Gotham Noir 3- Der Fremde im Spiegel

Christian Humberg

In den ersten beiden „Gotham Noir“ Romanen hat sich Christian Humberg mehr um den Hintergrund der bislang ungläubigen strafversetzten Sarah Dolan gekümmert. Das mehr an ihrer Versetzung in das Department „666“ dran ist als sie selbst ahnt wird nicht nur durch den Besuch ihres erfolgreichen Vaters im zweiten Roman verdeutlicht. In „Der Fremde im Spiegel“ kommt es zu einer plötzlich und etwas zu konstruiert erscheinenden Versetzung eines Wissensträgers, nachdem er mit Sarah Dolan gesprochen und einige für den Leser noch nicht zuzuordnende Informationen ausgetauscht hat.

Trotzdem kann die attraktive Polizistin nur auf das Geschehen reagieren, während der geheimnisvolle, anscheinend auch mit übernatürlichen Kräften ausgestattete Flynn Elliot direkt und indirekt im Mittelpunkt der Handlung steht.

Flynn Elliot wird ausgeschossen in ein Krankenhaus eingeliefert. Im Delirium spricht er immer wieder Sarah Dolans Namen aus, die von den Ärzten zum Krankenbett gerufen wird. Die Verletzungen sind schwer und nur eine umgehende Operation kann sein Leben retten. Diese Prämisse – ein Hauptcharakter kämpft mit dem Tod – schleicht immer am Rand des Klischees entlang. Es erscheint unwahrscheinlich, dass Christian Humberg Flynn Elliot in irgendeiner Erscheinungsform endgültig verschwinden lassen wird. Da es sich um eine Serie mit übernatürlichen Phänomenen handelt, könnte der Tod des realen Körpers eine Reinkarnation bewirken. Wie gesagt, ein Verschwinden des ganzen Protagonisten erscheint unwahrscheinlich und so dient diese schwere Verletzung im Grunde als Ausgangspunkt für drei interessante Szenarien: zum einen untersucht Sarah Dolan mit Hilfe von Flynn Elliots Hausgenossin – sie betreibt als verheiratete Frau mit Kindern die okkulte Buchhandlung „Gotham Noir“ in dem Haus, in dem Elliot sein Büro unterhält – und findet heraus, dass sie im Mittelpunkt verschiedener Personenkonstellationen steht. Das zweite Szenario beinhaltet das Verhältnis der Charaktere untereinander. Flynn Elliot ist mehrfach als attraktiver Mann beschrieben worden und Sarah Dolan relativiert relativ schnell dessen scheinbare Arroganz. Die dritte Handlungsebene beginnt Elliots Vergangenheit zu untersuchen.

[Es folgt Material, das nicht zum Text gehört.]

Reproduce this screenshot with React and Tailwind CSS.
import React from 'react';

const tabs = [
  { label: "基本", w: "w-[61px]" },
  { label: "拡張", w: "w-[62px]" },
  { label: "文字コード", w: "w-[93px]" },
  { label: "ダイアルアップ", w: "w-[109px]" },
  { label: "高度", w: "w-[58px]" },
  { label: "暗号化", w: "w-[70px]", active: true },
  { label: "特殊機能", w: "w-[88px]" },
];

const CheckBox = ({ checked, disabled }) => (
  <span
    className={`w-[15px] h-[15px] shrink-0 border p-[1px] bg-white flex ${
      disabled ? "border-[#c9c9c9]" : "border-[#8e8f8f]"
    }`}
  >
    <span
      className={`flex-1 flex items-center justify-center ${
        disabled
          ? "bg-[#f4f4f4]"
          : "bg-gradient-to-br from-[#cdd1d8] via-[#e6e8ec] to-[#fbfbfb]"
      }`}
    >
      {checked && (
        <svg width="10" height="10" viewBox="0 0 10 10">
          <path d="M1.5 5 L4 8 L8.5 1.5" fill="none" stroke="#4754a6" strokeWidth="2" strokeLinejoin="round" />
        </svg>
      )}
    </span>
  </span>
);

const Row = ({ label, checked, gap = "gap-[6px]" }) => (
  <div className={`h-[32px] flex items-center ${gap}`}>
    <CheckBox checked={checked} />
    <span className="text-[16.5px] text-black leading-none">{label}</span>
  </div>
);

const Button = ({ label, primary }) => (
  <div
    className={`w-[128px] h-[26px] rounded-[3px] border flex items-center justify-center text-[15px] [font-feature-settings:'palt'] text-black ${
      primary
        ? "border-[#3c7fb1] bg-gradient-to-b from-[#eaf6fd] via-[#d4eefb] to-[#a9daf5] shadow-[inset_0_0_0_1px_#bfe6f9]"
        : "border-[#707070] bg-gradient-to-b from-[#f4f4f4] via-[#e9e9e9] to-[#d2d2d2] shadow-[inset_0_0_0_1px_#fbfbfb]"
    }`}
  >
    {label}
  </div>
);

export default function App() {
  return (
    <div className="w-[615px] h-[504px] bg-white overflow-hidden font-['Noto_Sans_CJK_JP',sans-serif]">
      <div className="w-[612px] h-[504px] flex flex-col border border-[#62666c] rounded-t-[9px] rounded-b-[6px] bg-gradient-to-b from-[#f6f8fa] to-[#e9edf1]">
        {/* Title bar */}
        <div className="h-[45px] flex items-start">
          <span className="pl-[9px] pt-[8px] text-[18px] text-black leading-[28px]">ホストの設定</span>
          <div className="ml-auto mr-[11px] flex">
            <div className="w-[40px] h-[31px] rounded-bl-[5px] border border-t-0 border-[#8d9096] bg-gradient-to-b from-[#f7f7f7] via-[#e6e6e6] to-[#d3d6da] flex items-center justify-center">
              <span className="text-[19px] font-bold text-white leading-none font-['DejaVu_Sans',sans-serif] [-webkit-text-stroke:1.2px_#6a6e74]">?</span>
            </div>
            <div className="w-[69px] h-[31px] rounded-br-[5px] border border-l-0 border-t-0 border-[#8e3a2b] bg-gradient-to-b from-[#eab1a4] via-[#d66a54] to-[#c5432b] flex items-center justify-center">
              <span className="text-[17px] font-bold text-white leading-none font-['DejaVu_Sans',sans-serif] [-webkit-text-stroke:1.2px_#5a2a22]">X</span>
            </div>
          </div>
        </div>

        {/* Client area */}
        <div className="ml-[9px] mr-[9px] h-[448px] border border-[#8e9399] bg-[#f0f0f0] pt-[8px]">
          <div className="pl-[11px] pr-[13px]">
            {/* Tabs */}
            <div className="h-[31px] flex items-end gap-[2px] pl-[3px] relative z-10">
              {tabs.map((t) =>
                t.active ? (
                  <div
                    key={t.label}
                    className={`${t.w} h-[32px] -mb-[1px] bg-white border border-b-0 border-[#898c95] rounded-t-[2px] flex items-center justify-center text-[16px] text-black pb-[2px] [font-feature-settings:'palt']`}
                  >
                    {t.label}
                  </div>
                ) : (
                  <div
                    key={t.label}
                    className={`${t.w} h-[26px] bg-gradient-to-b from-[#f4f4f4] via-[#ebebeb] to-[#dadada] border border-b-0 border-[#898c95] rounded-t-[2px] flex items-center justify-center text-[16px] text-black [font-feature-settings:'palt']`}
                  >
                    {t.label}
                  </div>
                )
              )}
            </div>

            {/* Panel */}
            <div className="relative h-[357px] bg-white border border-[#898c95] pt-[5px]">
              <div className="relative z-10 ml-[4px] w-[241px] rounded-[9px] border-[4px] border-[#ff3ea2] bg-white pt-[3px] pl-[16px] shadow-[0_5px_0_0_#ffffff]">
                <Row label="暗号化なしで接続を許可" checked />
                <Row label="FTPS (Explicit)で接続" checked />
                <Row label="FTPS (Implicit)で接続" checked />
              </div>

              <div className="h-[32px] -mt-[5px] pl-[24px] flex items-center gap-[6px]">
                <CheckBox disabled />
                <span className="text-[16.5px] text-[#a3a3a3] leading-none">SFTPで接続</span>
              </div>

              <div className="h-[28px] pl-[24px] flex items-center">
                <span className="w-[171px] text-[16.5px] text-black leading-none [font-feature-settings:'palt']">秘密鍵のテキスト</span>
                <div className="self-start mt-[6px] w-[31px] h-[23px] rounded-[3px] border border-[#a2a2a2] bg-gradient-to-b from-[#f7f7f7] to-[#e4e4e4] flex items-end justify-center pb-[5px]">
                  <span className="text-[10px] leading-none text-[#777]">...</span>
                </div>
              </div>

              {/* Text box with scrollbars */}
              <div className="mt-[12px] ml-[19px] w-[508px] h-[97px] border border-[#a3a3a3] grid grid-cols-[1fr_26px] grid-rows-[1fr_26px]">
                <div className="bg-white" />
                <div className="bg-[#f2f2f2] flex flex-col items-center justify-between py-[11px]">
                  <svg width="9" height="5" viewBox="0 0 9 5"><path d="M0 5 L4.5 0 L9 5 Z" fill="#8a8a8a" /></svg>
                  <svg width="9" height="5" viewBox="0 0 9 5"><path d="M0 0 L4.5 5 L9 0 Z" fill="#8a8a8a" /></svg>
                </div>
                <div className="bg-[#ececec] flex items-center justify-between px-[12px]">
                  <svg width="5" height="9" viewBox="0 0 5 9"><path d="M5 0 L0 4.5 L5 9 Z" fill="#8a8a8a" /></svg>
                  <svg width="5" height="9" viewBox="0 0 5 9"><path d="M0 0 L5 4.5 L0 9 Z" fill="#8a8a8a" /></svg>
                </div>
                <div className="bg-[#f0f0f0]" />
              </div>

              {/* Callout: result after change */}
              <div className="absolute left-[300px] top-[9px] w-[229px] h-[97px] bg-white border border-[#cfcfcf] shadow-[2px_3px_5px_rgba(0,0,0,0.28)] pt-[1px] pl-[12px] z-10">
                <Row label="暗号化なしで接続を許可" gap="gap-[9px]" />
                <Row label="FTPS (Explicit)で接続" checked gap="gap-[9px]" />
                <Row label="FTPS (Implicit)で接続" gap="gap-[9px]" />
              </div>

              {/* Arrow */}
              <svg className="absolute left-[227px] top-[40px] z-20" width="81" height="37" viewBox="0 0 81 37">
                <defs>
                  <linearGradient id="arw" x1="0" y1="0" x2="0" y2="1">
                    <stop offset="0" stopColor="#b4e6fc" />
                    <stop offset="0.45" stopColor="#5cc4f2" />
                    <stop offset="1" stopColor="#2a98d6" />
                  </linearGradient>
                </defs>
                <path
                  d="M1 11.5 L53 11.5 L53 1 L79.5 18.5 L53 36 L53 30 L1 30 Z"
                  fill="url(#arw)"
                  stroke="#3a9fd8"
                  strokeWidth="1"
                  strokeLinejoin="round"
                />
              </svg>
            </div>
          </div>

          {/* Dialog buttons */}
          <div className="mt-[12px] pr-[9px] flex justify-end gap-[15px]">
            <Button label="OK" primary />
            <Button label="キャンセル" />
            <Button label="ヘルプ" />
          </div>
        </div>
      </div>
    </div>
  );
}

Alle drei Spannungsbögen sind im vorliegenden Roman nicht abgeschlossen worden. Daher ist eine abschließende Beurteilung nicht möglich. Wie in den ersten beiden „Gotham Noir“ verfestigt Christian Humberg die Struktur seiner Serie weiter, in dem er immer wieder Aspekte aus den Auftaktbänden beiläufig integriert. Vorkenntnisse sind für Neueinsteiger nicht unbedingt notwendig, es empfiehlt sich allerdings wegen der zufrieden stellenden bis guten Charakterentwicklung mit dem ersten Roman anzufangen. Die Rückblick auf Elliots Vergangenheit reicht bis ins Jahr 1999. Der Balkankrieg tobt und „Elliot Flynn“ kümmert sich als Psychologe um den einzigen Überlebenden einer Einheit, die von Rebellen angegriffen und zerrieben worden ist. Obwohl körperlich geheilt sitzt der Mann weiterhin im Rollstuhl, bis ein weiterer Angriff das Trauma verstärkt und eine überraschende „Lösung“ anbietet. Christian Humbergs Kriegsszenen wirken intensiv geschrieben, die Atmosphäre wirkt aber teilweise bemüht und distanziert. Dagegen sind die Dialoge ausgesprochen feinsinnig und doppeldeutig geschrieben. Sie gehören zu den besten Passagen der bisherigen Serie. Im Vergleich zu einigen Handlungsteilen stellt der Autor den Spannungsbogen im Epilog förmlich auf den Kopf. Auf der einen Seite erfährt der Leser mehr über Flynn Elliot, auf der andern sehr positiven Seite bauen sich noch mehr Fragen im Hintergrund auf. Diese Ambivalenz ist das am meisten faszinierende Element des vorliegenden dritten Romans, der durch den Fokus auf diverse Fragen deutlich vielschichtiger, intensiver und interessanter erscheint als die ersten beiden Romane, in denen es sich Christian Humberg hinsichtlich der Plotentwicklung unabhängig vom interessanten Hintergrund und den gut angelegten Charakteren ein wenig zu einfach gemacht hat.